Advanced Analyzer can be used by the stock player with just basic needs such as real time charts and quotes. The advanced user will find many neet features he can apply to track stocks by standard methods or virually any user defined criteria. After studying and using this free program I see no reason to spend any money for any other. And why pay an additional $40 per month for streaming quotes when you get that for free with an Ameritrade account???? Why? Because a novice investor doesn't know what's out there.

About options. From Advanced Analyzer you can directly link to the CBOE (Chicago Board Option Exchange) and download option history in comma delimited ascii test files straight from the source. Drop the text file into Excel and write your own historical criteria. Make your own option charts. Delayed option quotes and option chains are accessable through Advanced Analyzer. Want real time option quotes? Real time option and stock quotes come straignt out of the free "Streamer" program you get when you are an Ameritrade customer!

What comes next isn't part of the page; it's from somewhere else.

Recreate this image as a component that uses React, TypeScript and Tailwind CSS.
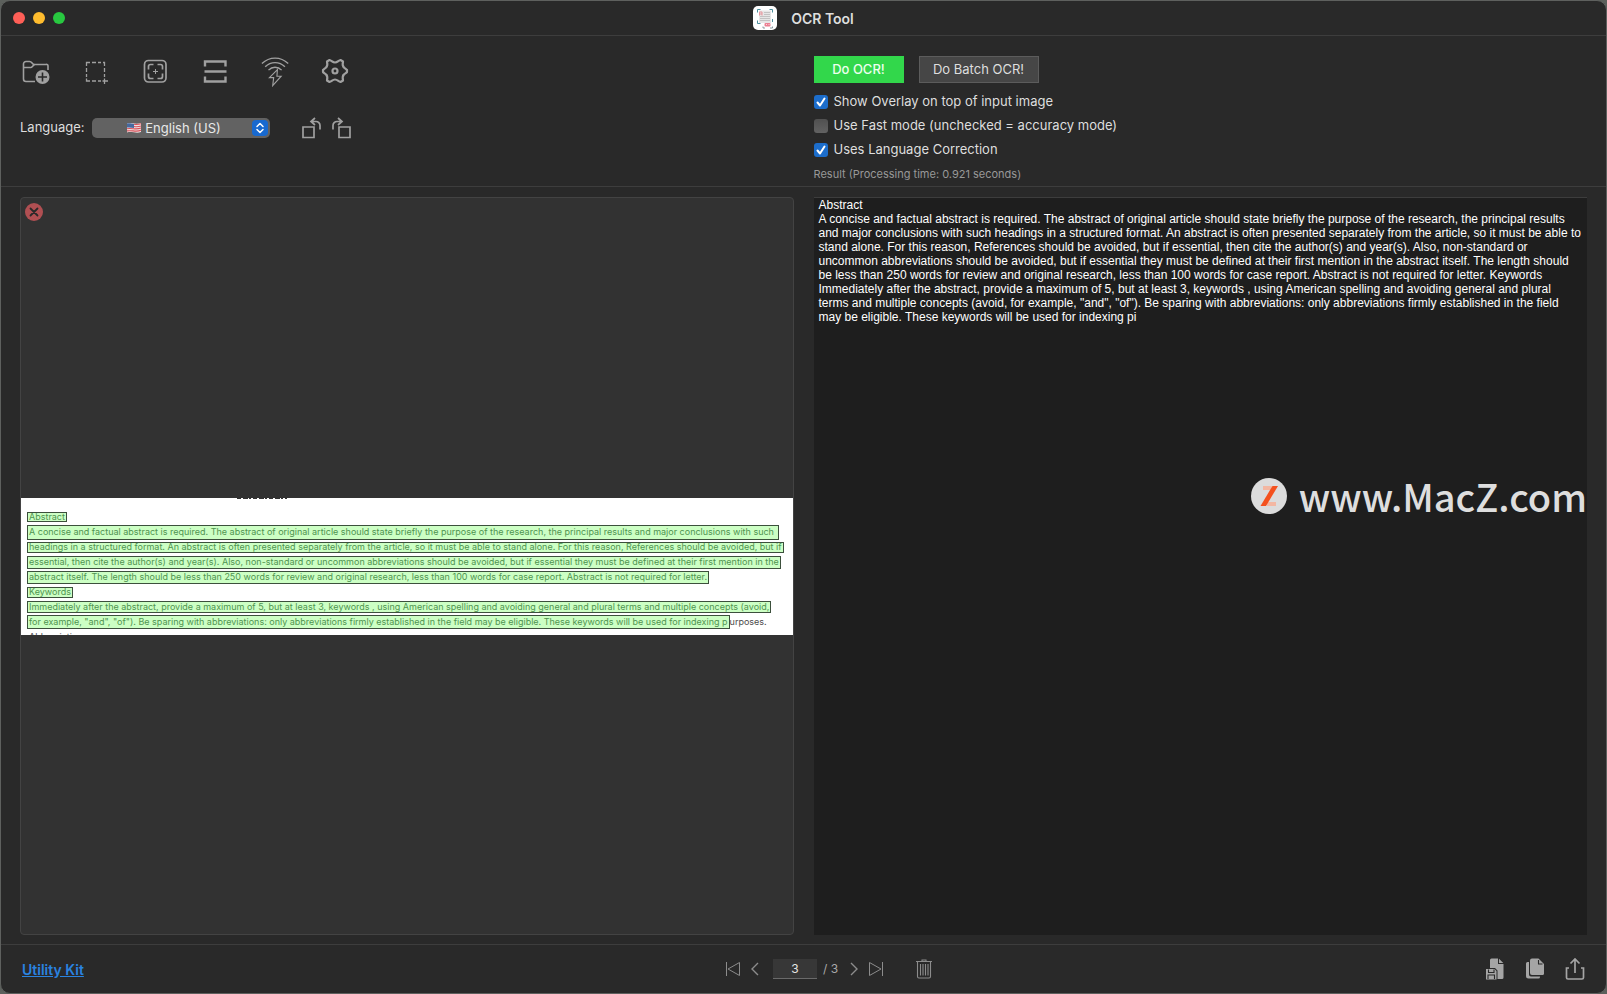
import React, { useState } from "react";

const RESULT_TEXT = `Abstract
A concise and factual abstract is required. The abstract of original article should state briefly the purpose of the research, the principal results and major conclusions with such headings in a structured format. An abstract is often presented separately from the article, so it must be able to stand alone. For this reason, References should be avoided, but if essential, then cite the author(s) and year(s). Also, non-standard or uncommon abbreviations should be avoided, but if essential they must be defined at their first mention in the abstract itself. The length should be less than 250 words for review and original research, less than 100 words for case report. Abstract is not required for letter. Keywords Immediately after the abstract, provide a maximum of 5, but at least 3, keywords , using American spelling and avoiding general and plural terms and multiple concepts (avoid, for example, "and", "of"). Be sparing with abbreviations: only abbreviations firmly established in the field may be eligible. These keywords will be used for indexing pi`;

// Recognised lines, each with the height of its bounding box
const scanLines = [
  { text: "Abstract", box: "h-[10px]", rest: "" },
  { text: "A concise and factual abstract is required. The abstract of original article should state briefly the purpose of the research, the principal results and major conclusions with such", box: "h-[15px] pr-1", rest: "" },
  { text: "headings in a structured format. An abstract is often presented separately from the article, so it must be able to stand alone. For this reason, References should be avoided, but if", box: "h-[11px]", rest: "" },
  { text: "essential, then cite the author(s) and year(s). Also, non-standard or uncommon abbreviations should be avoided, but if essential they must be defined at their first mention in the", box: "h-[13px]", rest: "" },
  { text: "abstract itself. The length should be less than 250 words for review and original research, less than 100 words for case report. Abstract is not required for letter.", box: "h-[13px]", rest: "" },
  { text: "Keywords", box: "h-[11px]", rest: "" },
  { text: "Immediately after the abstract, provide a maximum of 5, but at least 3, keywords , using American spelling and avoiding general and plural terms and multiple concepts (avoid,", box: "h-[12px]", rest: "" },
  { text: "for example, \"and\", \"of\"). Be sparing with abbreviations: only abbreviations firmly established in the field may be eligible. These keywords will be used for indexing p", box: "h-[14px]", rest: "urposes." },
];

interface IconProps {
  className?: string;
}

const FolderAddIcon = ({ className }: IconProps) => (
  <svg className={className} viewBox="0 0 30 30" fill="none" stroke="currentColor" strokeWidth="1.600">
    <path d="M14 24.500H5a2.500 2.500 0 0 1-2.500-2.500V7A2.500 2.500 0 0 1 5 4.500h3.500c1.500 0 2 .8 2.800 1.800.6.8 1 1.200 2.200 1.200h11.500A1.500 1.500 0 0 1 27 9v4" />
    <path d="M2.500 10.500H10c1.500 0 2.300-3 4-3" />
    <circle cx="21.500" cy="20" r="7" fill="currentColor" stroke="none" />
    <path d="M21.500 15.500v9M17 20h9" stroke="#292929" />
  </svg>
);

const SelectAreaIcon = ({ className }: IconProps) => (
  <svg className={className} viewBox="0 0 30 30" fill="none" stroke="currentColor" strokeWidth="1.300">
    <path d="M5.500 9V5.500H9M11 5.500h4M17 5.500h3M22 5.500h1.500V9M5.500 11v4M5.500 17v3M5.500 21.500V24H9M11 24h4M17 24h3M23.500 11v4M23.500 17v3M21.500 24h5.500M23.500 21.500V27" />
  </svg>
);

const FocusIcon = ({ className }: IconProps) => (
  <svg className={className} viewBox="0 0 30 30" fill="none" stroke="currentColor" strokeWidth="1.700">
    <rect x="3.500" y="3.500" width="21.500" height="21.500" rx="4" />
    <path d="M7.500 12.500v-3a2 2 0 0 1 2-2h3M16.500 7.500h3a2 2 0 0 1 2 2v3M21.500 16.500v3a2 2 0 0 1-2 2h-3M12.500 21.500h-3a2 2 0 0 1-2-2v-3" />
    <path d="M14.500 12v5M12 14.500h5" strokeWidth="1" />
  </svg>
);

const ScanIcon = ({ className }: IconProps) => (
  <svg className={className} viewBox="0 0 30 30" fill="none" stroke="currentColor" strokeWidth="2.400">
    <path d="M4 9.500V4.500h20.500v5M4 19.500v5h20.500v-5M3.500 14.500h22" />
  </svg>
);

const FlashIcon = ({ className }: IconProps) => (
  <svg className={className} viewBox="0 0 30 32" fill="none" stroke="currentColor" strokeWidth="1.500">
    <path d="M0 7C8-.7 20-.7 28 7M3.500 10.500c6-6 15-6 21 0M7 14c4-4 10-4 14 0" />
    <path d="M16.500 13.500 8 22h4.500L11.500 30.500l9-10H16z" strokeWidth="1.200" />
  </svg>
);

const GearIcon = ({ className }: IconProps) => (
  <svg className={className} viewBox="1 1 30 30" fill="none" stroke="currentColor" strokeWidth="2.200" strokeLinejoin="round">
    <path d="M9.500 4C11.500 4.500 12.500 6.500 15 6.500S18.500 4.500 20.500 4L23 5.500c-.5 2.500-1 4.500 1 6 1 1 2.300 1.500 3 2.500v2c-.7 1-2 1.500-3 2.500-2 1.500-1.500 3.500-1 6L20.500 26c-2-.5-3-2.500-5.500-2.500s-3.500 2-5.500 2.500L7 24.500c.5-2.500 1-4.500-1-6-1-1-2.300-1.500-3-2.500v-2c.7-1 2-1.500 3-2.500 2-1.500 1.500-3.500 1-6z" />
    <circle cx="15" cy="15" r="2.500" />
  </svg>
);

const RotateIcon = ({ className }: IconProps) => (
  <svg className={className} viewBox="0 0 22 24" fill="none" stroke="currentColor" strokeWidth="1.700">
    <path d="M2 11h11v10.500H2z" />
    <path d="M19 13.500V9.500A4 4 0 0 0 15 5.500H10.500M14 2l-4 3.500L14 9" />
  </svg>
);

const FlagIcon = ({ className }: IconProps) => (
  <svg className={className} viewBox="0 0 16 12">
    <path d="M1 1.500C5 0 9 3 15 1v9c-5 2-9-1-14 .5z" fill="#eee0e0" />
    <path d="M8 2.300c3 .4 5 .2 7-.6M8 4.500c3 .4 5 .2 7-.6M1 6.700c5-1 9 1.500 14-.6M1 8.900c5-1 9 1.500 14-.6" stroke="#d9525b" strokeWidth="1.100" fill="none" />
    <path d="M1 1.500C3.500.8 6 1.800 8 2v4c-2-.2-4.500-1-7-.4z" fill="#46699f" />
  </svg>
);

const AppIcon = ({ className }: IconProps) => (
  <svg className={className} viewBox="0 0 24 24" fill="none">
    <rect width="24" height="24" rx="5" fill="#fff" />
    <path d="M6 4.500h12v12.500H6z" fill="#e6e6e6" />
    <path d="M11 6.500H17M11 8.500H17M7 10.500H17M7 12.500H17M7 14.500H17" stroke="#b9b9b9" strokeWidth=".8" />
    <path d="M4.500 6.500V3.500H7.500M16.500 3.500h3V6.500M4.500 14.500v3H7.500M19.500 13v3" stroke="#4b8f9d" />
    <path d="M6.500 9.500V6h2.500v3.500M6.500 8h2.500" stroke="#e6959c" />
    <rect x="11.500" y="17" width="6" height="3.500" rx="1" fill="#ec7f92" />
    <path d="M13 18.500h1M15.500 18.500h1" stroke="#fff" strokeWidth=".7" />
    <path d="M10 20.500v1.500h2M17 22h2.500v-1.500" stroke="#71828b" strokeWidth=".8" />
  </svg>
);

const FirstPageIcon = ({ className }: IconProps) => (
  <svg className={className} viewBox="0 0 16 16" fill="none" stroke="currentColor" strokeWidth="1">
    <path d="M1.500 1v14M14.500 1.500v13L3 8z" />
  </svg>
);

const ChevronIcon = ({ className }: IconProps) => (
  <svg className={className} viewBox="0 0 8 14" fill="none" stroke="currentColor" strokeWidth="1.400">
    <path d="M7 1 1 7l6 6" />
  </svg>
);

const TrashIcon = ({ className }: IconProps) => (
  <svg className={className} viewBox="0 0 16 20" fill="none" stroke="currentColor" strokeWidth="1.100">
    <path d="M0 2.500h16M6 2.500V1h4v1.500M1.500 3v14.500a1.500 1.500 0 0 0 1.500 1.500h10a1.500 1.500 0 0 0 1.500-1.500V3M4.500 5v11.500M7 5v11.500M9.500 5v11.500M12 5v11.500" />
  </svg>
);

const SaveFileIcon = ({ className }: IconProps) => (
  <svg className={className} viewBox="0 0 20 22">
    <path d="M5 2a1.500 1.500 0 0 1 1.500-1.500H13V6h5.500v13.500A1.500 1.500 0 0 1 17 21h-4.500v-8.500L10 10H5zM14 .8 18.300 5H14z" fill="currentColor" />
    <path d="M1 11h8.500l2 2v8.500H1z" fill="currentColor" />
    <path d="M3.500 11.500v3H9v-3M3 21v-4h6.500v4" fill="none" stroke="#292929" strokeWidth="1.100" />
  </svg>
);

const CopyIcon = ({ className }: IconProps) => (
  <svg className={className} viewBox="0 0 20 22">
    <path d="M1 5.500A1.500 1.500 0 0 1 2.500 4H4v12.500a2 2 0 0 0 2 2h9v.5a1.500 1.500 0 0 1-1.500 1.500h-10A2.500 2.500 0 0 1 1 18z" fill="currentColor" />
    <path d="M7 .5h6.500l5.500 5.500v9.500A1.500 1.500 0 0 1 17.500 17H7a2 2 0 0 1-2-2V2.500a2 2 0 0 1 2-2z" fill="currentColor" />
    <path d="M13.500 2v4h4" fill="none" stroke="#292929" strokeWidth="1.100" />
  </svg>
);

const ShareIcon = ({ className }: IconProps) => (
  <svg className={className} viewBox="0 0 20 24" fill="none" stroke="currentColor" strokeWidth="1.700">
    <path d="M4 11H1.500v9.500a1.500 1.500 0 0 0 1.500 1.500h14a1.500 1.500 0 0 0 1.500-1.500V11H16M10 16V2M5.500 6.500 10 2l4.500 4.500" />
  </svg>
);

const tools = [
  { name: "Open files", icon: FolderAddIcon },
  { name: "Select area", icon: SelectAreaIcon },
  { name: "Capture screen", icon: FocusIcon },
  { name: "Scan document", icon: ScanIcon },
  { name: "Quick capture", icon: FlashIcon },
  { name: "Settings", icon: GearIcon },
];

interface CheckOptionProps {
  label: string;
  checked: boolean;
  onChange: (value: boolean) => void;
}

function CheckOption({ label, checked, onChange }: CheckOptionProps) {
  return (
    <label className="flex h-6 w-fit items-center gap-[6px] text-[13px]">
      <span className="grid">
        <input
          type="checkbox"
          checked={checked}
          onChange={(e) => onChange(e.target.checked)}
          className="col-start-1 row-start-1 h-[14px] w-[14px] appearance-none rounded-[3px] bg-linear-to-b from-[#505050] to-[#626262] checked:from-[#1c6dcb] checked:to-[#1c6dcb]"
        />
        {checked && (
          <svg className="pointer-events-none col-start-1 row-start-1 h-[14px] w-[14px]" viewBox="0 0 14 14" fill="none" stroke="#fff" strokeWidth="2" strokeLinecap="round" strokeLinejoin="round">
            <path d="m3.500 7.500 2.500 3 4.500-7" />
          </svg>
        )}
      </span>
      {label}
    </label>
  );
}

export default function App() {
  const [overlay, setOverlay] = useState(true);
  const [fastMode, setFastMode] = useState(false);
  const [correction, setCorrection] = useState(true);
  const [page, setPage] = useState("3");
  const [result, setResult] = useState(RESULT_TEXT);

  return (
    <div className="h-screen bg-[#5c605c]">
      <div className="flex h-full flex-col overflow-hidden rounded-[10px] border border-[#5e605e] bg-[#292929] font-['Inter',sans-serif] text-[#dedede]">
        {/* Title bar */}
        <header className="grid h-[35px] shrink-0 grid-cols-3 items-center border-b border-[#3d3d3d] px-3">
          <div className="flex gap-2">
            <button aria-label="Close" className="h-3 w-3 rounded-full bg-[#fe5f57]" />
            <button aria-label="Minimize" className="h-3 w-3 rounded-full bg-[#febc2e]" />
            <button aria-label="Zoom" className="h-3 w-3 rounded-full bg-[#28c840]" />
          </div>
          <div className="flex items-center justify-center gap-[14px]">
            <AppIcon className="h-6 w-6" />
            <h1 className="text-[14px] font-semibold">OCR Tool</h1>
          </div>
        </header>

        {/* Toolbar */}
        <section className="grid h-[151px] shrink-0 grid-cols-2 gap-5 border-b border-[#3d3d3d] px-[19px]">
          <div className="pt-5">
            <div className="flex gap-[30px] pl-px text-[#a0a0a0]">
              {tools.map((tool) => (
                <button key={tool.name} aria-label={tool.name} className="flex h-8 w-[30px] items-center justify-center">
                  <tool.icon className="h-[30px] w-[30px]" />
                </button>
              ))}
            </div>
            <div className="mt-7 flex h-6 items-center">
              <label htmlFor="language" className="w-[72px] text-[13px]">Language:</label>
              <div className="relative">
                <select id="language" className="block h-5 w-[178px] appearance-none rounded-[5px] bg-[#626262] pr-[22px] pl-[26px] text-center text-[13px] leading-5 text-[#e8e8e8]">
                  <option>English (US)</option>
                </select>
                <FlagIcon className="pointer-events-none absolute top-1 left-[34px] h-3 w-4" />
                <span className="pointer-events-none absolute top-[2px] right-[2px] flex h-4 w-4 items-center justify-center rounded-[4px] bg-[#1869cf]">
                  <svg className="h-3 w-3" viewBox="0 0 12 12" fill="none" stroke="#fff" strokeWidth="1.500" strokeLinecap="round" strokeLinejoin="round">
                    <path d="M3 4.500 6 1.500l3 3M3 7.500l3 3 3-3" />
                  </svg>
                </span>
              </div>
              <div className="ml-[31px] flex gap-[7px] text-[#a0a0a0]">
                <button aria-label="Rotate left"><RotateIcon className="h-6 w-[22px]" /></button>
                <button aria-label="Rotate right"><RotateIcon className="h-6 w-[22px] -scale-x-100" /></button>
              </div>
            </div>
          </div>

          <div className="pt-5">
            <div className="mb-[7px] flex gap-[15px] text-[13px]">
              <button className="h-[27px] w-[90px] bg-[#32d74b] pt-px font-medium text-[#ecffee]">Do OCR!</button>
              <button className="h-[27px] w-[120px] border border-[#5c5c5c] bg-[#464646] pt-px">Do Batch OCR!</button>
            </div>
            <CheckOption label="Show Overlay on top of input image" checked={overlay} onChange={setOverlay} />
            <CheckOption label="Use Fast mode (unchecked = accuracy mode)" checked={fastMode} onChange={setFastMode} />
            <CheckOption label="Uses Language Correction" checked={correction} onChange={setCorrection} />
            <p className="mt-1 text-[11px] leading-4 text-[#989898]">Result (Processing time: 0.921 seconds)</p>
          </div>
        </section>

        {/* Image preview and recognised text */}
        <main className="grid min-h-0 flex-1 grid-cols-2 gap-5 px-[19px] pt-[10px] pb-[9px]">
          <div className="relative flex flex-col justify-center overflow-hidden rounded-[4px] border border-[#434343] bg-[#323232]">
            <button aria-label="Remove image" className="absolute top-[5px] left-1">
              <svg className="h-[18px] w-[18px]" viewBox="0 0 18 18" stroke="#292929" strokeWidth="1.800" strokeLinecap="round">
                <circle cx="9" cy="9" r="9" fill="#b04f52" stroke="none" />
                <path d="m5.500 5.500 7 7M12.500 5.500l-7 7" />
              </svg>
            </button>
            <div className="flex h-[137px] shrink-0 flex-col overflow-hidden bg-white font-['Inter',sans-serif] text-[9px] text-[#4c4c4c]">
              <svg className="ml-[216px] h-1 w-[50px] shrink-0" viewBox="0 0 50 4" stroke="#333" strokeWidth="1">
                <path d="M0 .5h50" strokeDasharray="4 2 5 1 2 2" />
              </svg>
              <div className="mt-2 shrink-0 pl-[6px]">
                {scanLines.map((line) => (
                  <div key={line.text} className="flex h-[15px] items-center whitespace-nowrap">
                    <span className={`flex items-center px-px ${line.box} ${overlay ? "border border-[#3c503c] bg-[#ccffc4] text-[#4f9450]" : "border border-transparent"}`}>
                      {line.text}
                    </span>
                    {line.rest}
                  </div>
                ))}
                <p className="pl-[2px] leading-[14px]">Abbreviations</p>
              </div>
            </div>
          </div>

          <div className="relative flex">
            <textarea
              aria-label="Recognised text"
              value={result}
              onChange={(e) => setResult(e.target.value)}
              spellCheck={false}
              className="w-full resize-none border-t border-[#3d3d3d] bg-[#1e1e1e] px-[5px] font-['Liberation_Sans',sans-serif] text-[12px] leading-[14px] text-white outline-none"
            />
            <div className="pointer-events-none absolute top-[277px] right-0 flex items-center gap-3 text-[#dedede]">
              <svg className="h-9 w-9" viewBox="0 0 36 36" fill="none">
                <circle cx="18" cy="18" r="18" fill="#dcdcdc" />
                <path d="M12 10h9M16 26h9" stroke="#f3b7a2" strokeWidth="4" />
                <path d="M21.500 8H27L15 28H9.500z" fill="#f4511e" />
              </svg>
              <span className="font-['Noto_Sans_CJK_SC',sans-serif] text-[38px] leading-[44px] font-medium">www.MacZ.com</span>
            </div>
          </div>
        </main>

        {/* Footer */}
        <footer className="grid h-[49px] shrink-0 grid-cols-3 items-center border-t border-[#3d3d3d] px-[21px]">
          <a href="#" className="w-fit text-[14px] font-semibold text-[#2a83e0] underline">Utility Kit</a>
          <div className="flex items-center justify-center pl-[50px] text-[#8c8c8c]">
            <button aria-label="First page"><FirstPageIcon className="h-4 w-4" /></button>
            <button aria-label="Previous page" className="ml-[10px]"><ChevronIcon className="h-[14px] w-2" /></button>
            <input
              aria-label="Page"
              value={page}
              onChange={(e) => setPage(e.target.value)}
              className="ml-[14px] h-5 w-11 border-b border-[#6a6a6a] bg-[#373737] text-center text-[12px] text-[#e4e4e4] outline-none"
            />
            <span className="ml-[6px] text-[12px] text-[#a8a8a8]">/ 3</span>
            <button aria-label="Next page" className="ml-3"><ChevronIcon className="h-[14px] w-2 rotate-180" /></button>
            <button aria-label="Last page" className="ml-[10px]"><FirstPageIcon className="h-4 w-4 rotate-180" /></button>
            <button aria-label="Delete page" className="ml-8"><TrashIcon className="h-5 w-4" /></button>
          </div>
          <div className="flex items-center justify-end gap-5 text-[#a5a5a5]">
            <button aria-label="Save text"><SaveFileIcon className="h-[22px] w-5" /></button>
            <button aria-label="Copy text"><CopyIcon className="h-[22px] w-5" /></button>
            <button aria-label="Share"><ShareIcon className="h-6 w-5" /></button>
          </div>
        </footer>
      </div>
    </div>
  );
}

It took me a couple of days of playing with the program to get the feel of it. It's likely I'm just scratching the surface of Advanced Analyzers capabilites. I would be interested to know what you thought of it compared to the expensive program you are using.

Presently I am playing Ford Jan $9 call options FAL-E and Ebay Jan $30 call options XBADF. I expect Ford to be well over $10 by January and Ebay to be well over $35.